Après un article publié dans Médiapart le 22 juillet pointant le rôle de l'État dans la minimisation de la pollution, le préfet a également fait valoir ses arguments dans un droit de réponse publié le 2 août par le média en ligne. « Les services de l'État n'ont en aucun cas pour objectif de minimiser les impacts de cet incendie », assure Pierre-André Durand, qui rappelle les très nombreuses analyses effectuées en plus des mesures d'urgence : interprétation de l'état des milieux (IEM), évaluation quantitative des risques sanitaires (EQRS), bilan d'Atmo Normandie, enquête de santé et suivi de la santé des travailleurs par Santé publique France., etc. « L'État a imposé plus 6 500 prélèvements représentant 368 000 données, analysées et intégralement rendues publiques », rappelle le préfet.
« Pourquoi pas d'analyse sur l'ensemble des 112 communes touchées ? »
Mais ces explications peinent à convaincre les associations de victimes. Aussi, par leur courrier au préfet, les trois associations posent une série de questions complémentaires. Outre le retard dans l'information des maires concernés, elles interpellent Pierre-André Durand avec une série d'interrogations : pourquoi ces résultats n'ont-ils pas été intégrés dans l'interprétation de l'état des milieux ? Pourquoi les analyses n'ont-elles pas été généralisées à l'ensemble des 112 communes touchées par le panache ? Pourquoi avoir laissé le choix à Lubrizol d'intégrer six communes supplémentaires hors panache en tant que témoins alors que certaines sont très polluées ? Pourquoi ne pas avoir fait effectuer des analyses de biométrologie pour les habitants des communes particulièrement impactées ?

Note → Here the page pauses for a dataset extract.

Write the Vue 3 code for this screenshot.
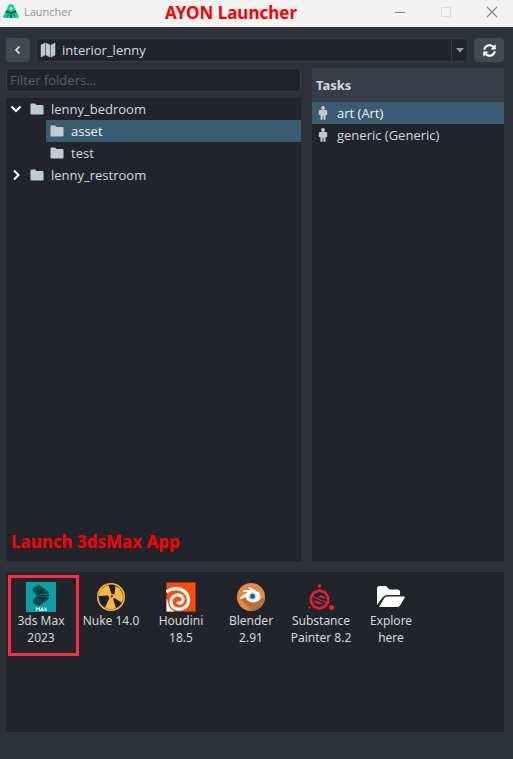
<script setup>
import { ref } from 'vue'

const project = ref('interior_lenny')
const filter = ref('')
const selectedFolder = ref('asset')
const selectedTask = ref('art (Art)')

const folders = [
  { name: 'lenny_bedroom', arrow: 'down', child: false },
  { name: 'asset', child: true },
  { name: 'test', child: true },
  { name: 'lenny_restroom', arrow: 'right', child: false },
]
const tasks = ['art (Art)', 'generic (Generic)']
const apps = [
  { id: 'max', lines: ['3ds Max', '2023'] },
  { id: 'nuke', lines: ['Nuke 14.0'] },
  { id: 'houdini', lines: ['Houdini', '18.5'] },
  { id: 'blender', lines: ['Blender', '2.91'] },
  { id: 'substance', lines: ['Substance', 'Painter 8.2'] },
  { id: 'explore', lines: ['Explore', 'here'] },
]
</script>

<template>
  <div class="window">
    <header class="titlebar">
      <svg class="logo" viewBox="0 0 16 16">
        <path d="M8 0C9.500 0 10.500 1 11 2.500L15.500 11.500C16.200 13.200 15.500 14 14 14H2C.500 14-.200 13.200.500 11.500L5 2.500C5.500 1 6.500 0 8 0Z" fill="#00d7a0" />
        <path d="M3 7.500L8 9L13 7.500M8 9V14" stroke="#14323a" stroke-width="1.400" fill="none" />
        <path d="M5.500 10L4.500 12.500M10.500 10L11.500 12.500" stroke="#14323a" stroke-width=".8" />
        <circle cx="8" cy="4.500" r="1.400" fill="#f3f3f3" />
      </svg>
      <span class="caption">Launcher</span>
      <div class="controls">
        <button aria-label="Minimize"><svg viewBox="0 0 12 12"><path d="M1 6.500H11" stroke="#868686" /></svg></button>
        <button aria-label="Maximize" disabled><svg viewBox="0 0 12 12"><rect x="1.500" y="1.500" width="9" height="9" rx="1" fill="none" stroke="#dedede" /></svg></button>
        <button aria-label="Close"><svg viewBox="0 0 12 12"><path d="M1 1L11 11M11 1L1 11" stroke="#868686" stroke-width="1.200" /></svg></button>
      </div>
      <h1 class="note title-note">AYON Launcher</h1>
    </header>

    <main class="body">
      <div class="toolbar">
        <button class="tool back" aria-label="Back">
          <svg viewBox="0 0 10 10"><path d="M6.500 1.500L3 5L6.500 8.500" fill="none" stroke="#f0f2f4" stroke-width="1.500" /></svg>
        </button>
        <div class="combo">
          <svg class="map" viewBox="0 0 16 16">
            <path d="M1 3L5 1V13L1 15ZM6 1L10 3V15L6 13ZM11 3L15 1V13L11 15Z" fill="#bfccd6" stroke="#bfccd6" stroke-width=".5" stroke-linejoin="round" />
          </svg>
          <select v-model="project" aria-label="Project"><option>interior_lenny</option></select>
          <span class="drop"><svg viewBox="0 0 8 5"><path d="M0 0H8L4 4.500Z" fill="#9c9c9c" /></svg></span>
        </div>
        <button class="tool refresh" aria-label="Refresh">
          <svg viewBox="0 0 512 512" fill="#ffffff">
            <path d="M370.720 133.280C339.460 104.010 298.890 87.960 255.850 88C178.390 88.070 111.530 141.180 93.070 214.870C91.730 220.210 86.970 224 81.460 224H24.100C16.610 224 10.920 217.190 12.310 209.820C33.930 94.920 134.810 8 256 8C322.450 8 382.790 34.140 427.130 76.690L463.030 41C478.150 26 504 36.700 504 58V192C504 205.200 493.200 216 480 216H345.940C324.600 216 313.900 190.100 328.970 175ZM32 296H166.060C187.400 296 198.100 321.900 183.030 337L141.280 378.730C172.540 408 213.120 424.040 256.160 424C333.580 423.930 400.460 370.850 418.930 297.130C420.270 291.800 425.030 288 430.540 288H487.900C495.390 288 501.080 294.810 499.690 302.180C478.070 417.080 377.190 504 256 504C189.550 504 129.210 477.860 84.870 435.310L49 471C33.900 486 8 475.300 8 454V320C8 306.700 18.700 296 32 296Z" />
          </svg>
        </button>
      </div>

      <div class="panes">
        <section class="left">
          <input v-model="filter" class="filter" type="text" placeholder="Filter folders..." aria-label="Filter folders">
          <div class="tree">
            <ul>
              <li v-for="f in folders" :key="f.name">
                <span v-if="f.child" class="indent"></span>
                <svg v-else class="arrow" viewBox="0 0 12 12">
                  <path :d="f.arrow === 'down' ? 'M1.500 3.500L6 8L10.500 3.500' : 'M4 1.500L8.500 6L4 10.500'" fill="none" stroke="#ffffff" stroke-width="2" />
                </svg>
                <button class="row folder" :class="{ selected: selectedFolder === f.name }" @click="selectedFolder = f.name">
                  <svg viewBox="0 0 14 12"><path d="M1.500.500H5L6.500 2H12.500Q13.500 2 13.500 3V10.500Q13.500 11.500 12.500 11.500H1.500Q.500 11.500.500 10.500V1.500Q.500.500 1.500.500Z" fill="#bfccd6" /></svg>
                  {{ f.name }}
                </button>
              </li>
            </ul>
            <p class="note">Launch 3dsMax App</p>
          </div>
        </section>

        <section class="tasks">
          <h2>Tasks</h2>
          <ul>
            <li v-for="t in tasks" :key="t">
              <button class="row task" :class="{ selected: selectedTask === t }" @click="selectedTask = t">
                <svg viewBox="0 0 10 14" fill="#c4c8cc">
                  <circle cx="5" cy="2" r="1.900" />
                  <path d="M2 4H8Q9.200 4 9.200 5.200V9H7.600V13.700H5.400V10H4.600V13.700H2.400V9H.800V5.200Q.800 4 2 4Z" />
                </svg>
                {{ t }}
              </button>
            </li>
          </ul>
        </section>
      </div>

      <section class="apps">
        <button v-for="a in apps" :key="a.id" class="app" :class="{ marked: a.id === 'max' }">
          <svg v-if="a.id === 'max'" viewBox="0 0 30 30">
            <rect width="30" height="30" fill="#0b9fa1" />
            <path d="M7 6L13 3L23 10V17L13 24L7 21V18L11 13.500L7 9Z" fill="#0a5258" />
            <path d="M7 6L13 3L16 7L10 9ZM7 18L13 16L16 20L13 24L7 21Z" fill="#1c474e" />
            <path d="M7 9L10 9L16 7L20 11L11 13Z" fill="#0b3b42" />
            <path d="M10.500 13.200L23 11.500V15.500L10.500 14.200Z" fill="#0b9fa1" />
            <path d="M9 13.500L23 12.500V14.500Z" fill="#04272d" />
            <path d="M11 14.500L21 14.800L16 20L13 16Z" fill="#06333a" />
            <path d="M10.500 29V25.500L12 27.500L13.500 25.500V29M14.500 29L16 25.500L17.500 29M15 28H17M18.500 25.500L20.500 29M20.500 25.500L18.500 29" fill="none" stroke="#e8ffff" stroke-width="1" />
          </svg>
          <svg v-else-if="a.id === 'nuke'" viewBox="0 0 30 30">
            <circle cx="15" cy="15" r="13.200" fill="#202126" stroke="#f9b73c" stroke-width="1.600" />
            <path d="M3 14C3 8.500 7 4.200 12.500 3.200L15.500 12L18.500 12.500L19.500 4C24 6 27 10 27 15C27 17.500 26.500 19 25.500 20.500L18.500 16L17 17L20 26C16.500 27.800 12 27.500 9 25.500L13.500 16L12 13.500Z" fill="#fcb941" />
            <circle cx="15.800" cy="14.300" r="1.100" fill="#202126" />
          </svg>
          <svg v-else-if="a.id === 'houdini'" viewBox="0 0 30 30">
            <rect width="29" height="29" x=".5" y=".5" fill="#ff4b0b" />
            <path d="M.500 10C6 5.500 14 5.500 18.500 9.500C23.500 14 24 21 19.500 24.800C15.500 28.300 8.500 27.800 6 23.500C3.500 19 6 13.500 11 13C15.500 12.500 18 16 16.800 19C15.800 21.500 12.500 21.800 11 20" fill="none" stroke="#ffffff" stroke-width="3.200" />
            <path d="M.500 17C1.500 17 1.700 19 2 21C2.700 25 5 27.500 8.500 29.500H.500Z" fill="#ffffff" />
          </svg>
          <svg v-else-if="a.id === 'blender'" viewBox="0 0 30 30">
            <circle cx="15" cy="15" r="14" fill="#e78b42" />
            <path d="M22 18L28.800 16C28 23 23 28.500 16 29L10 23L4 16.500L10 15Z" fill="#b96f38" />
            <path d="M4 15.500L12 10H7.500Q6.500 8.500 8 8H15L12 6Q12.500 5 14 5.500L22.500 10Q26.500 14 23 18.500Q17 22.500 11.500 18.500Q10 17 9.800 15L5.500 17Q3.500 17 4 15.500Z" fill="#ffffff" />
            <circle cx="16.500" cy="14.200" r="4.200" fill="#d4dce2" />
            <circle cx="16.500" cy="14.200" r="2.500" fill="#0c659c" />
          </svg>
          <svg v-else-if="a.id === 'substance'" viewBox="0 0 30 30">
            <g fill="#e3212d">
              <circle cx="13.500" cy="4" r="1.800" /><circle cx="3.500" cy="25.500" r="1.100" /><circle cx="25.500" cy="25.500" r="2.600" />
              <path d="M11 15.500L15.500 13L21 17L16.500 16ZM6.500 18.500L11.500 19L17 22L11.500 22Z" />
            </g>
            <path d="M13.500 8.500L19 10.500L22 15V20L19 24.500L13.500 26.500L8 24.500L5 20V15L8 10.500Z" fill="none" stroke="#e3212d" stroke-width="2.600" stroke-linejoin="round" />
            <path d="M6.500 14.500L13 17.500L20.500 20.500" fill="none" stroke="#e3212d" stroke-width="1.300" />
          </svg>
          <svg v-else viewBox="0 0 30 30" fill="#ffffff">
            <path d="M1 23V6.500Q1 4 3.500 4H10L13.500 7.500H21.500Q24 7.500 24 10V13H11Q8 13 6.500 15.500Z" />
            <path d="M3 25L8 16.500Q9 14.500 11 14.500H28Q29.500 14.500 28.500 16L24 23.500Q23 25 21.500 25Z" />
          </svg>
          <span v-for="l in a.lines" :key="l">{{ l }}</span>
        </button>
      </section>
    </main>
  </div>
</template>

<style>
body { background: #2c313a; }
</style>

<style scoped>
* { box-sizing: border-box; margin: 0; }
.window {
  display: flex;
  flex-direction: column;
  min-height: 100vh;
  background: #2c313a;
  color: #d3d8de;
  font-family: "Open Sans", "Noto Sans", sans-serif;
  font-size: 13px;
  line-height: 18px;
}
svg { display: block; flex: none; }
ul { list-style: none; padding: 0; }
button { border: 0; padding: 0; background: none; color: inherit; font: inherit; }
.titlebar {
  position: relative;
  display: flex;
  align-items: center;
  height: 27px;
  padding: 0 4px 4px 3px;
  background: #f3f3f3;
}
.logo { width: 16px; height: 16px; }
.caption {
  margin-left: 5px;
  color: #929292;
  font-size: 11px;
}
.controls { display: flex; margin-left: auto; }
.controls button { display: grid; place-items: center; width: 46px; height: 22px; }
.controls button:last-child { width: 34px; margin-left: 6px; }
.controls svg { width: 12px; height: 12px; }
.note {
  color: #ff0000;
  font-family: "Noto Sans", sans-serif;
  font-size: 17px;
  font-weight: 700;
  line-height: 24px;
}
.title-note { position: absolute; left: 0; right: 51px; top: 1px; text-align: center; pointer-events: none; }
.body {
  flex: 1;
  display: flex;
  flex-direction: column;
  padding: 11px 9px 27px 6px;
}
.toolbar { display: flex; gap: 6px; height: 24px; }
.tool { display: grid; place-items: center; border-radius: 4px; background: #434a56; }
.back { width: 24px; }
.back svg { width: 10px; height: 10px; }
.refresh { width: 30px; }
.refresh svg { width: 13px; height: 13px; }
.combo {
  flex: 1;
  display: flex;
  align-items: center;
  border: 1px solid #373d48;
  border-radius: 4px;
  background: #21252b;
}
.map { width: 16px; height: 16px; margin-left: 3px; }
select {
  flex: 1;
  min-width: 0;
  height: 22px;
  padding: 0 0 0 6px;
  border: 0;
  appearance: none;
  background: none;
  color: inherit;
  font: inherit;
}
.drop { display: grid; place-items: center; width: 16px; height: 22px; border-left: 1px solid #373d48; }
.drop svg { width: 8px; height: 5px; }
.panes { flex: 1; display: flex; gap: 11px; margin-top: 6px; }
.left { flex: 1; display: flex; flex-direction: column; gap: 6px; min-width: 0; }
.filter {
  width: 100%;
  height: 24px;
  padding: 0 3px;
  border: 1px solid #373d48;
  border-radius: 4px;
  background: #21252b;
  color: inherit;
  font: inherit;
}
.filter::placeholder { color: #5a5e64; opacity: 1; }
.tree {
  flex: 1;
  display: flex;
  flex-direction: column;
  justify-content: space-between;
  padding-bottom: 7px;
  background: #21252b;
}
.tree .note { padding-left: 5px; }
.tree li { display: flex; align-items: center; height: 22px; }
.indent { width: 40px; }
.arrow { width: 12px; height: 12px; margin: 0 4px; }
.row { flex: 1; display: flex; align-items: center; height: 22px; text-align: left; }
.folder { gap: 7px; padding-left: 4px; }
.folder svg { width: 14px; height: 12px; }
.selected { background: #395c70; color: #f0f4f7; }
.tasks { width: 192px; background: #21252b; }
.tasks h2 {
  padding: 8px 4px;
  background: #373d48;
  font-family: "Noto Sans", sans-serif;
  font-size: 13px;
  line-height: 18px;
}
.task { width: 100%; gap: 9px; padding-left: 6px; }
.task svg { width: 10px; height: 14px; }
.apps {
  display: flex;
  flex-wrap: wrap;
  align-items: flex-start;
  min-height: 160px;
  margin-top: 11px;
  background: #21252b;
}
.app {
  position: relative;
  display: flex;
  flex-direction: column;
  align-items: center;
  width: 70px;
  padding-top: 10px;
  font-family: "Noto Sans", sans-serif;
  font-size: 12px;
  line-height: 17px;
}
.app svg { width: 30px; height: 30px; }
.marked::after {
  content: "";
  position: absolute;
  inset: 3px -3px -10px 2px;
  border: 3px solid #ff2b40;
}
</style>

Autant de questions auxquelles le préfet va devoir répondre s'il souhaite calmer l'inquiétude des victimes. Des réponses sont en principe attendues d'ici la fin du mois d'août. « Nous avons eu une réponse informelle du chef de cabinet comme quoi il s'empressait de répondre avant la fin du mois mais malheureusement ça va être une réponse totalement brodée », craint Christophe Holleville, rempli de désillusion.